The hitherto unprecedented competition for the reading time and attention of Americans was met in several ways by those interested in keeping the Bible the preeminent book in the culture. What follows is an analysis of this quest for preeminence, which considers five different aspects of bible production, distribution and reception. The first strategy involved various ways of producing and distributing the Bible in the United States, ultimately focusing on the attempts by the American Bible Society to provide a Bible for every household in America.
The Society sought preeminence for the Bible through a brute force approach, believing that by making the Bible the most accessible text in the United States, they would make it the country's most influential text. This strategy led to the production and circulation of hundreds of thousands of bibles, but it also created a massive diversification of bible editions as publishers sought to compete with the ever-cheaper editions of Scripture offered by the mammoth American Bible Society. In attempting to woo buyers and readers to their bible editions, American publishers helped erode the timeless, changeless aura surrounding "the Book" by making it "the books."
Competition among bible publishers created an ever-expanding array of bible packaging. Bindings became more elaborate, page formatting diversified, and bible illustrations multiplied. The second strategy centered on how different “readings” of bible bindings and bible illustrations changed both why people bought bibles and how they interpreted the bibles they bought.
Expensive materials could make bibles markers of gentility rather than a book to be read, and illustrations could subvert or obscure the meanings of the passages they were supposed to illuminate. Consequently, publishers’ battles to foreground different bible editions in the marketplace created books where the meaning of the Word was radically altered by its very presentation.
While bindings, illustrations, and the vast array of tables, marginal commentaries and extended introductory material helped guide one’s interpretation of the scriptural text, a new wave of work on revising the Bible’s central text began. The third strategy focused on new English translations that appeared throughout the nineteenth century fostered by debates over manuscript accuracy, as well as by differing opinions on how the meaning of the original text might be conveyed to contemporary readers.
As Unitarians, Baptists, Disciples of Christ and others argued over the trustworthiness of the Bible's central text and the limits of language translation, Americans became painfully aware that what they had hitherto viewed as a divinely unmediated text was, in fact, heavily influenced by the fallible nature of human intervention.
As debates raged over the purity of the Protestant bible’s core text, new concerns arose over the relationship of that purity to the nation’s public institutions.
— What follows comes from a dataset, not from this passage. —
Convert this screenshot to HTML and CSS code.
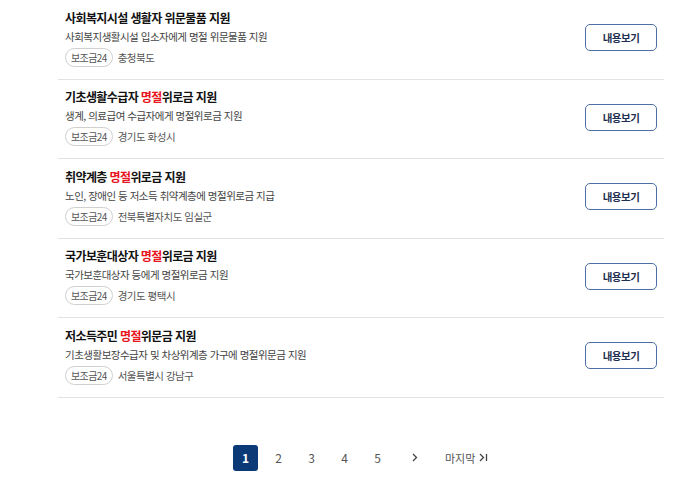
FILE: index.html
```html
<!DOCTYPE html>
<html lang="ko">
<head>
<meta charset="UTF-8" />
<title>지원 목록</title>
<link rel="stylesheet" href="styles.css">
</head>
<body>
<div class="list">
	<div class="item">
		<div class="info">
			<div class="title">사회복지시설 생활자 위문물품 지원</div>
			<div class="desc">사회복지생활시설 입소자에게 명절 위문물품 지원</div>
			<div class="meta"><span class="tag">보조금24</span><span class="region">충청북도</span></div>
		</div>
		<button class="view">내용보기</button>
	</div>
	<div class="item">
		<div class="info">
			<div class="title">기초생활수급자 <em>명절</em>위로금 지원</div>
			<div class="desc">생계, 의료급여 수급자에게 명절위로금 지원</div>
			<div class="meta"><span class="tag">보조금24</span><span class="region">경기도 화성시</span></div>
		</div>
		<button class="view">내용보기</button>
	</div>
	<div class="item">
		<div class="info">
			<div class="title">취약계층 <em>명절</em>위로금 지원</div>
			<div class="desc">노인, 장애인 등 저소득 취약계층에 명절위로금 지급</div>
			<div class="meta"><span class="tag">보조금24</span><span class="region">전북특별자치도 임실군</span></div>
		</div>
		<button class="view">내용보기</button>
	</div>
	<div class="item">
		<div class="info">
			<div class="title">국가보훈대상자 <em>명절</em>위로금 지원</div>
			<div class="desc">국가보훈대상자 등에게 명절위로금 지원</div>
			<div class="meta"><span class="tag">보조금24</span><span class="region">경기도 평택시</span></div>
		</div>
		<button class="view">내용보기</button>
	</div>
	<div class="item">
		<div class="info">
			<div class="title">저소득주민 <em>명절</em>위문금 지원</div>
			<div class="desc">기초생활보장수급자 및 차상위계층 가구에 명절위문금 지원</div>
			<div class="meta"><span class="tag">보조금24</span><span class="region">서울특별시 강남구</span></div>
		</div>
		<button class="view">내용보기</button>
	</div>
</div>
<div class="paging">
	<a class="page on">1</a>
	<a class="page">2</a>
	<a class="page">3</a>
	<a class="page">4</a>
	<a class="page">5</a>
	<a class="next"><svg width="6" height="9" viewBox="0 0 6 9"><path d="M1 1l3.5 3.5L1 8" fill="none" stroke="#444" stroke-width="1.3"/></svg></a>
	<a class="last">마지막 <svg width="9" height="9" viewBox="0 0 9 9"><path d="M1 1l3.5 3.5L1 8" fill="none" stroke="#444" stroke-width="1.3"/><path d="M7.5 1v7" stroke="#444" stroke-width="1.3"/></svg></a>
</div>
</body>
</html>
```
FILE: styles.css
```css
body {
	margin: 0;
	font-family: "Noto Sans CJK KR", "Noto Sans", sans-serif;
	color: #222;
	background: #fff;
}
.list {
	width: 606px;
	margin-left: 58px;
}
.item {
	display: flex;
	align-items: center;
	justify-content: space-between;
	padding: 8px 7px 11px 7px;
	border-bottom: 1px solid #e3e3e3;
	height: 59.5px;
}
.title {
	font-size: 12px;
	font-weight: bold;
	line-height: 18px;
	color: #111;
	letter-spacing: -0.6px;
}
.title em {
	font-style: normal;
	color: #e8141e;
}
.desc {
	font-size: 10.5px;
	line-height: 16px;
	margin-top: 2px;
	color: #444;
	letter-spacing: -0.5px;
}
.meta {
	display: flex;
	align-items: center;
	margin-top: 3px;
}
.tag {
	display: inline-block;
	height: 17px;
	line-height: 17px;
	padding: 0 5px;
	border: 1px solid #d0d0d0;
	border-radius: 10px;
	font-size: 10px;
	color: #555;
	letter-spacing: -0.6px;
}
.region {
	margin-left: 5px;
	font-size: 10.5px;
	color: #555;
	letter-spacing: -0.5px;
}
.view {
	width: 72px;
	height: 27px;
	border: 1px solid #4d6fa3;
	border-radius: 5px;
	background: #fff;
	font-family: inherit;
	font-size: 10.5px;
	font-weight: bold;
	color: #1e2f52;
	letter-spacing: -0.5px;
	padding: 0;
}
.paging {
	display: flex;
	align-items: center;
	margin: 47px 0 0 233px;
	font-size: 12px;
	color: #555;
}
.page {
	width: 25px;
	height: 26px;
	line-height: 26px;
	text-align: center;
	margin-right: 8px;
}
.page.on {
	background: #0b3a77;
	color: #fff;
	font-weight: bold;
	border-radius: 3px;
}
.next {
	display: flex;
	margin-left: 14px;
}
.last {
	display: flex;
	align-items: center;
	gap: 4px;
	margin-left: 27px;
	font-size: 11px;
	color: #555;
}
```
The fourth strategy dealt with the diminishing role of the Bible in the nation’s schools. The once largely homogenous composition of the United States began to change in the early years of the nineteenth century as wave after wave of immigrants flooded into the country. Looming large among these numbers were Irish and Catholic immigrants who made Roman Catholicism the largest single denomination by 1840. No longer was the United States a clearly Protestant country, and the nation’s public institutions had to deal with this fact. The controversies which emerged in the midst of the rise of American Catholicism found one of their bloodiest battlegrounds in American public education, where hundreds of Americans would die, be injured, or lose property as various educational reformers, government officials and religious factions attempted to redefine the role of the Bible in American culture.
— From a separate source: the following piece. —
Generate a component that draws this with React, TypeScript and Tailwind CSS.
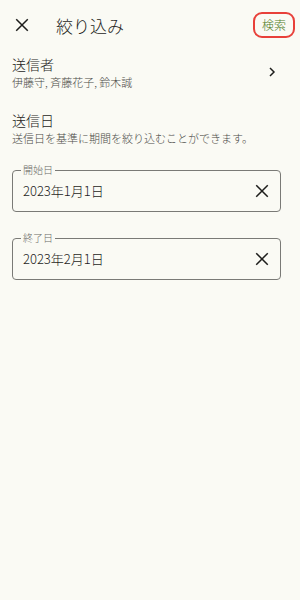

Not everyone attempted to determine the place of the Bible in American culture by addressing institutional concerns; some approached the topic of winning attention to the Bible through new rhetorical strategies. The final strategy centered on how a number of authors, publishers and clergymen turned to transforming the Bible’s story into less sacred forms of print to turn American readers once again to the Bible. As narrative forms such as the novel became more popular with the American reading public, American Protestants decided to commingle scriptural truth and fictional fancy in order to attract their countrymen to the Bible's message. Perhaps the most popular manifestation of this mixture was the nineteenth-century genre of the lives of Christ, a genre that included titles such as The Book of Mormon, The Prince of the House of David and Ben-Hur. As Americans were introduced to increasingly fictionalized lives of Christ, they were given both a new way to imagine themselves as characters in the Bible's story, as well as a means to avoid the density and complexity of that story. Consequently, an attempt to emphasize the Bible's story resulted in de-emphasizing the Bible itself.
American-made bibles were an echo, albeit an immensely magnified one, of the diversity in scriptural reproductive trends that had been active since the time of monastic scribes. What was peculiar to nineteenth-century America was the unprecedented growth of the country's publishing industry and the unprecedented diversity of bible editions that appeared in its publishing marketplace. Even with the incredible growth in American bible production, by the 1880s it was clear that the Bible no longer enjoyed its preeminent place as the most read text in the United States. One minister captured the sentiment of the times when he wrote in 1884: “The fact that the Bible occupies a somewhat different place in the thoughts of well-instructed Christians from that which it held twenty-five or fifty years ago is a fact that cannot be denied.”
Reasons for the bible’s drift from the center of the nation’s print culture are either too complicated or too uninteresting to garner much serious attention. Aside from Grant Wacker’s thoughts on the role German higher criticism played in the Bible’s fracturing influence, treatments of American literature, education, religion and reading tastes never directly address why the Bible lost its preeminence. Obviously, reasons behind such a move are complex, but this study has posited that central, and almost totally unexplored, components to explaining the bible’s changing role in American culture find their roots in the diversification of the country’s print marketplace and bible editions themselves.
While the Bible may have moved from the center of the country’s print culture by the 1880s, it would be horribly inaccurate to say that widespread interest in the Bible no longer existed. The bible did not disappear from America’s publishing marketplace; it simply no longer towered over it.
Perhaps most striking in the attempt to understand the Bible’s changing role is how it forces one to reconsider the Protestant penchant for demanding the Word to stand on its own. Most often applied to Scriptural interpretation, this propensity reaches far beyond intellectual design and ecclesiastical apparatus to touch the material aspect of the text as well. If the story of nineteenth-century American bible publishing teaches us anything, it is that bible packaging, content, and distribution all inseparably work together to give the Book meaning. A book is judged by its cover, as well as by its content and method of conveyance, a precious lesson worth remembering in any attempt to interpret the meaning and influence of the Word once it becomes words.